Zimmermann – Die Soldaten
Mark Munkittrick (Wesener), Nancy Shade (Marie), Milagro Vargas (Charlotte), Grace Hoffman (la vecchia madre di Wesener), Michael Ebbecke (Stolzius), Elsie Maurer (la madre di Stolzius), Alois Treml (Obrist Graf von Spannheim), William Cochran (Desportes), Guy Renard (Pirzel), Karl-Friedrich Dürr (Eisenhardt), Klaus Hirte (Haudy), Raymond Wolansky (Mary), Ursula Koszut (Gräfin de la Roche); Chor des Staatstheaters Stuttgart, Staatsorchester Stuttgart, direttore Bernhard Kontarsky
Teldec 9031-72775-2
È questa la prima edizione in Cd dell’unica opera composta da Bernd Alois Zimmermann per il teatro, rappresentata per la prima volta a Colonia nel 1965, cinque anni prima della sua morte avvenuta per suicidio. Il soggetto è tratto dal dramma omonimo di Jakob Lenz, altra figura tormentata di un’epoca di passaggio e di trasformazioni profonde, lontana nel tempo ma non dissimile da quella che visse e sentì pesare su di sé Zimmermann. L’aspetto che le accomuna è tragicamente paradossale: entrambi vollero scrivere un’opera di denuncia, di protesta contro la disumanità della guerra e della vita militare, finendo per soccombere psicologicamente e umanamente al tema che avevano scelto di affrontare. Per scrivere un’opera di denuncia occorrono certezze incrollabili e una fede salda, altrimenti il peso dell’impresa rischia di diventare insostenibile e di attirare nel baratro della follia chi non abbia la forza di sostenerlo. Tanto Lenz quanto Zimmermann pagarono in modo drammatico questo destino, e li sentiamo a noi vicini per la sincerità dell’anelito alla verità e all’assoluto che li muoveva come uomini e come artisti.
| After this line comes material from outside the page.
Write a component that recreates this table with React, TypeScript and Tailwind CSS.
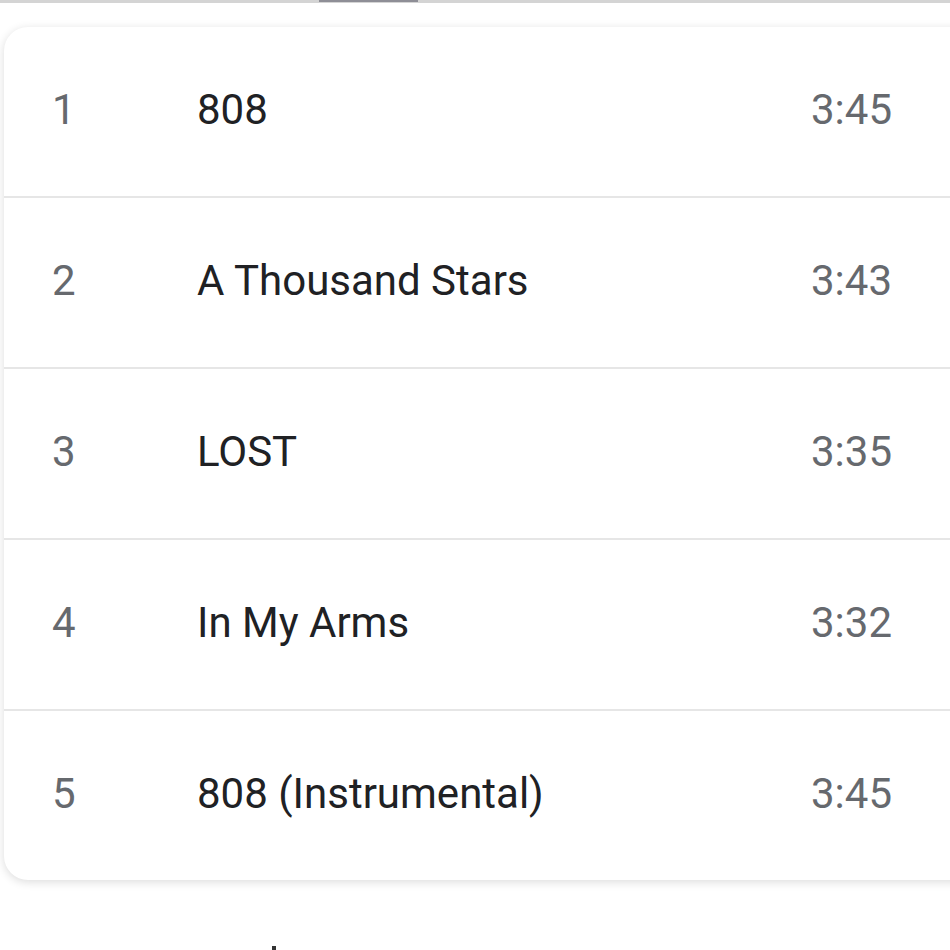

Per Zimmermann l’adozione della tecnica seriale doveva bastare a conferire unitarietà e coesione all’opera. Pur non rinunciando a stimoli eterogenei, dai corali di Bach ai rumori ricostruiti su nastro magnetico, a strutture formali classiche e preclassiche tolte dalla musica strumentale (al modo di Berg, ma con meno senso del teatro), l’opera I Soldati porta però all’eccesso, fino a limiti davvero insostenibili, il linguaggio dell’espressionismo; o meglio, il suo stato d’animo: nervoso, inquieto, esacerbato ed esasperato. Ciò a cui mira è innalzare all’ennesima potenza il grido originario, l’ Ur-schrei, cioè la protesta e la denuncia di una condizione esistenziale e morale inaccettabile, feroce, quasi bestiale.
Siamo di fronte a un caso in cui una disposizione architettonica e formale perfettamente delineata sulla carta si sbriciola in una serie di violenze e di esplosioni che annientano la materia, come a voler rappresentare l’effetto di un terremoto, o un caos primordiale. E un terremoto si può descrivere, ma non collocandosi al suo epicentro. Al caos primordiale non si oppone alcun ordine, religioso, sociale o semplicemente individuale: Zimmermann si limita a registrare un malessere, forse sentito come immodificabile, e gli dà un significato cosmico. Quest’opera ne è l’espressione visionaria, e come tale ci coinvolge e a tratti ci commuove: ma senza comunicarci un’emozione o una riflessione che rechi l’impronta di un segno artistico, di un giudizio anche estetico.
L’esecuzione dello Staatstheater Stuttgart è eccellente, sia nella parte orchestrale diretta da Bernhard Kontarsky sia nella compagnia di canto, dove ognuno interpreta assai bene la parte di una scheggia impazzita. Dall’ascolto si esce un po’ provati, come da un ingorgo autostradale della domenica sera, felici di ritrovare la quiete e il silenzio. Ciò non significa dimenticare l’orrore della guerra, delle autostrade, e non provar pietà per coloro che la morte ha brutalmente falciato, magari mentre si apprestavano a soccorrere il prossimo, o a testimoniare per gli altri, per noi tutti.